PROBLEM TO WORK ON>
Leave out the pictures and reproduce all of the data exactly.

───── DATA EXTRACT

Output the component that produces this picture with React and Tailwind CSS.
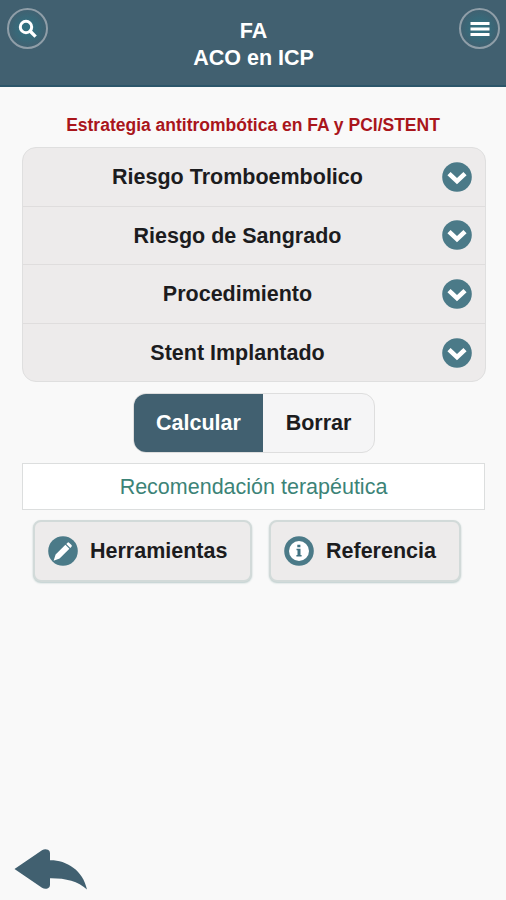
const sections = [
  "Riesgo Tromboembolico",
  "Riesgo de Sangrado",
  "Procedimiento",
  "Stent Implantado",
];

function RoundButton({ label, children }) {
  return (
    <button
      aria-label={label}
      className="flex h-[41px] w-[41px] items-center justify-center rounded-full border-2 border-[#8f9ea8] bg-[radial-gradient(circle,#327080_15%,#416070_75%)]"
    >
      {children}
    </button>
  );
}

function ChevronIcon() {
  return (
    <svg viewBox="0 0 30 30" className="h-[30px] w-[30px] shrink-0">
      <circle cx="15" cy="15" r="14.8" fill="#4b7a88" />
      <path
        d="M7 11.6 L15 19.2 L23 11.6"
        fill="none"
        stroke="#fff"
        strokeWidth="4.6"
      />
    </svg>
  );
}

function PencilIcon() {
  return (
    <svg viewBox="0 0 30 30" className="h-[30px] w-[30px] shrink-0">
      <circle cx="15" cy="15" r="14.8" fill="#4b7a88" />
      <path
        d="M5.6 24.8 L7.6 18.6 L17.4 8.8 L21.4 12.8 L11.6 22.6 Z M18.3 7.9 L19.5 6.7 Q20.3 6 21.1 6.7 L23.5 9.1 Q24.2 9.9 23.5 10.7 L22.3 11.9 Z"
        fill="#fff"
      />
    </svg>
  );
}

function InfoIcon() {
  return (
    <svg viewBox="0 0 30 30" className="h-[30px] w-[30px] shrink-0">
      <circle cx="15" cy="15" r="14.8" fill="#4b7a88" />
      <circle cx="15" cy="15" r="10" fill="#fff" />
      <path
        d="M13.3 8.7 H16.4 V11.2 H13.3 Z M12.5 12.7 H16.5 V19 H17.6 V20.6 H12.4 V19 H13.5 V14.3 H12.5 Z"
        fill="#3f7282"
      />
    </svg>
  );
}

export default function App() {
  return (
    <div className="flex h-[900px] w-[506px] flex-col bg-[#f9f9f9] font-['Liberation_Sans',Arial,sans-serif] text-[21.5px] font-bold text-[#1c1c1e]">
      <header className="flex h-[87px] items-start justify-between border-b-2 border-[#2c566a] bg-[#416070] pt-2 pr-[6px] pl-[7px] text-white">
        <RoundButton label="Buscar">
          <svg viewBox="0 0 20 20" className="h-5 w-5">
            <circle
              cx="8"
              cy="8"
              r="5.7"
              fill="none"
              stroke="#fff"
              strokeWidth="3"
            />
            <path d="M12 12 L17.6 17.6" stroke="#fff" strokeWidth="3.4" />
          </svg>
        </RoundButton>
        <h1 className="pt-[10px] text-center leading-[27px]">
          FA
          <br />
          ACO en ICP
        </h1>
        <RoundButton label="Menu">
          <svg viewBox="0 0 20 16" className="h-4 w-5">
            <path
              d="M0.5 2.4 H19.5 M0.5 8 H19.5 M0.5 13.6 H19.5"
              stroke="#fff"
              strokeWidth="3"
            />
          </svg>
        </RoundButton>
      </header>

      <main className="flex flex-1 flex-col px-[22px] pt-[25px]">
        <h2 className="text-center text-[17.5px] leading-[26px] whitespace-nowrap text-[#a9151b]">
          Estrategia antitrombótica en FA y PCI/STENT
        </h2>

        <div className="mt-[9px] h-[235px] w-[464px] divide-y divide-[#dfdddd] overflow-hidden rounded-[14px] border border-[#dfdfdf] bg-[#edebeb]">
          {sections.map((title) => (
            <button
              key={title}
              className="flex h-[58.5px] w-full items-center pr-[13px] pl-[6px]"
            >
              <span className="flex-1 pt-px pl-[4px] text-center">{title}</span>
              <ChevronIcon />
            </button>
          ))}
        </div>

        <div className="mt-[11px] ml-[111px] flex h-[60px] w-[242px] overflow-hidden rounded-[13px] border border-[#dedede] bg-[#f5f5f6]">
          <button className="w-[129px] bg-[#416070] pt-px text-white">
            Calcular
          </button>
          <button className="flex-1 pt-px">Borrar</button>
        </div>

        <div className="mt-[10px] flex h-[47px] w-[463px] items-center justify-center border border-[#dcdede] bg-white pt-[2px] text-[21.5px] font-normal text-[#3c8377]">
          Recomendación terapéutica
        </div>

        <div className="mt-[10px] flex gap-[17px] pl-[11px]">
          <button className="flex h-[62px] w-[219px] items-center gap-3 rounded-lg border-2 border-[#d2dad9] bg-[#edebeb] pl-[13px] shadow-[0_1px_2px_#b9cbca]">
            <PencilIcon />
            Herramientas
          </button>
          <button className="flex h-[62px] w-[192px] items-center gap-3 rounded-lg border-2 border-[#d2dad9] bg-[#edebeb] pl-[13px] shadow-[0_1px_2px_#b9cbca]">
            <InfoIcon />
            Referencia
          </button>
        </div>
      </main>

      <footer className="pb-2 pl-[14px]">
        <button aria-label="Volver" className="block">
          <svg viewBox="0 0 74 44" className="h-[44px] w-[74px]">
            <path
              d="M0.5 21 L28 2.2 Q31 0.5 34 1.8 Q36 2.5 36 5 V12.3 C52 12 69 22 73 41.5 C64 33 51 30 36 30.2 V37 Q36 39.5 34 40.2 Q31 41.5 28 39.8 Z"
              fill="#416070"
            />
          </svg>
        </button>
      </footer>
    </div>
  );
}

──────────

FULL ANSWER>
Output the component that produces this picture with React and Tailwind CSS.
const sections = [
  "Riesgo Tromboembolico",
  "Riesgo de Sangrado",
  "Procedimiento",
  "Stent Implantado",
];

function RoundButton({ label, children }) {
  return (
    <button
      aria-label={label}
      className="flex h-[41px] w-[41px] items-center justify-center rounded-full border-2 border-[#8f9ea8] bg-[radial-gradient(circle,#327080_15%,#416070_75%)]"
    >
      {children}
    </button>
  );
}

function ChevronIcon() {
  return (
    <svg viewBox="0 0 30 30" className="h-[30px] w-[30px] shrink-0">
      <circle cx="15" cy="15" r="14.8" fill="#4b7a88" />
      <path
        d="M7 11.6 L15 19.2 L23 11.6"
        fill="none"
        stroke="#fff"
        strokeWidth="4.6"
      />
    </svg>
  );
}

function PencilIcon() {
  return (
    <svg viewBox="0 0 30 30" className="h-[30px] w-[30px] shrink-0">
      <circle cx="15" cy="15" r="14.8" fill="#4b7a88" />
      <path
        d="M5.6 24.8 L7.6 18.6 L17.4 8.8 L21.4 12.8 L11.6 22.6 Z M18.3 7.9 L19.5 6.7 Q20.3 6 21.1 6.7 L23.5 9.1 Q24.2 9.9 23.5 10.7 L22.3 11.9 Z"
        fill="#fff"
      />
    </svg>
  );
}

function InfoIcon() {
  return (
    <svg viewBox="0 0 30 30" className="h-[30px] w-[30px] shrink-0">
      <circle cx="15" cy="15" r="14.8" fill="#4b7a88" />
      <circle cx="15" cy="15" r="10" fill="#fff" />
      <path
        d="M13.3 8.7 H16.4 V11.2 H13.3 Z M12.5 12.7 H16.5 V19 H17.6 V20.6 H12.4 V19 H13.5 V14.3 H12.5 Z"
        fill="#3f7282"
      />
    </svg>
  );
}

export default function App() {
  return (
    <div className="flex h-[900px] w-[506px] flex-col bg-[#f9f9f9] font-['Liberation_Sans',Arial,sans-serif] text-[21.5px] font-bold text-[#1c1c1e]">
      <header className="flex h-[87px] items-start justify-between border-b-2 border-[#2c566a] bg-[#416070] pt-2 pr-[6px] pl-[7px] text-white">
        <RoundButton label="Buscar">
          <svg viewBox="0 0 20 20" className="h-5 w-5">
            <circle
              cx="8"
              cy="8"
              r="5.7"
              fill="none"
              stroke="#fff"
              strokeWidth="3"
            />
            <path d="M12 12 L17.6 17.6" stroke="#fff" strokeWidth="3.4" />
          </svg>
        </RoundButton>
        <h1 className="pt-[10px] text-center leading-[27px]">
          FA
          <br />
          ACO en ICP
        </h1>
        <RoundButton label="Menu">
          <svg viewBox="0 0 20 16" className="h-4 w-5">
            <path
              d="M0.5 2.4 H19.5 M0.5 8 H19.5 M0.5 13.6 H19.5"
              stroke="#fff"
              strokeWidth="3"
            />
          </svg>
        </RoundButton>
      </header>

      <main className="flex flex-1 flex-col px-[22px] pt-[25px]">
        <h2 className="text-center text-[17.5px] leading-[26px] whitespace-nowrap text-[#a9151b]">
          Estrategia antitrombótica en FA y PCI/STENT
        </h2>

        <div className="mt-[9px] h-[235px] w-[464px] divide-y divide-[#dfdddd] overflow-hidden rounded-[14px] border border-[#dfdfdf] bg-[#edebeb]">
          {sections.map((title) => (
            <button
              key={title}
              className="flex h-[58.5px] w-full items-center pr-[13px] pl-[6px]"
            >
              <span className="flex-1 pt-px pl-[4px] text-center">{title}</span>
              <ChevronIcon />
            </button>
          ))}
        </div>

        <div className="mt-[11px] ml-[111px] flex h-[60px] w-[242px] overflow-hidden rounded-[13px] border border-[#dedede] bg-[#f5f5f6]">
          <button className="w-[129px] bg-[#416070] pt-px text-white">
            Calcular
          </button>
          <button className="flex-1 pt-px">Borrar</button>
        </div>

        <div className="mt-[10px] flex h-[47px] w-[463px] items-center justify-center border border-[#dcdede] bg-white pt-[2px] text-[21.5px] font-normal text-[#3c8377]">
          Recomendación terapéutica
        </div>

        <div className="mt-[10px] flex gap-[17px] pl-[11px]">
          <button className="flex h-[62px] w-[219px] items-center gap-3 rounded-lg border-2 border-[#d2dad9] bg-[#edebeb] pl-[13px] shadow-[0_1px_2px_#b9cbca]">
            <PencilIcon />
            Herramientas
          </button>
          <button className="flex h-[62px] w-[192px] items-center gap-3 rounded-lg border-2 border-[#d2dad9] bg-[#edebeb] pl-[13px] shadow-[0_1px_2px_#b9cbca]">
            <InfoIcon />
            Referencia
          </button>
        </div>
      </main>

      <footer className="pb-2 pl-[14px]">
        <button aria-label="Volver" className="block">
          <svg viewBox="0 0 74 44" className="h-[44px] w-[74px]">
            <path
              d="M0.5 21 L28 2.2 Q31 0.5 34 1.8 Q36 2.5 36 5 V12.3 C52 12 69 22 73 41.5 C64 33 51 30 36 30.2 V37 Q36 39.5 34 40.2 Q31 41.5 28 39.8 Z"
              fill="#416070"
            />
          </svg>
        </button>
      </footer>
    </div>
  );
}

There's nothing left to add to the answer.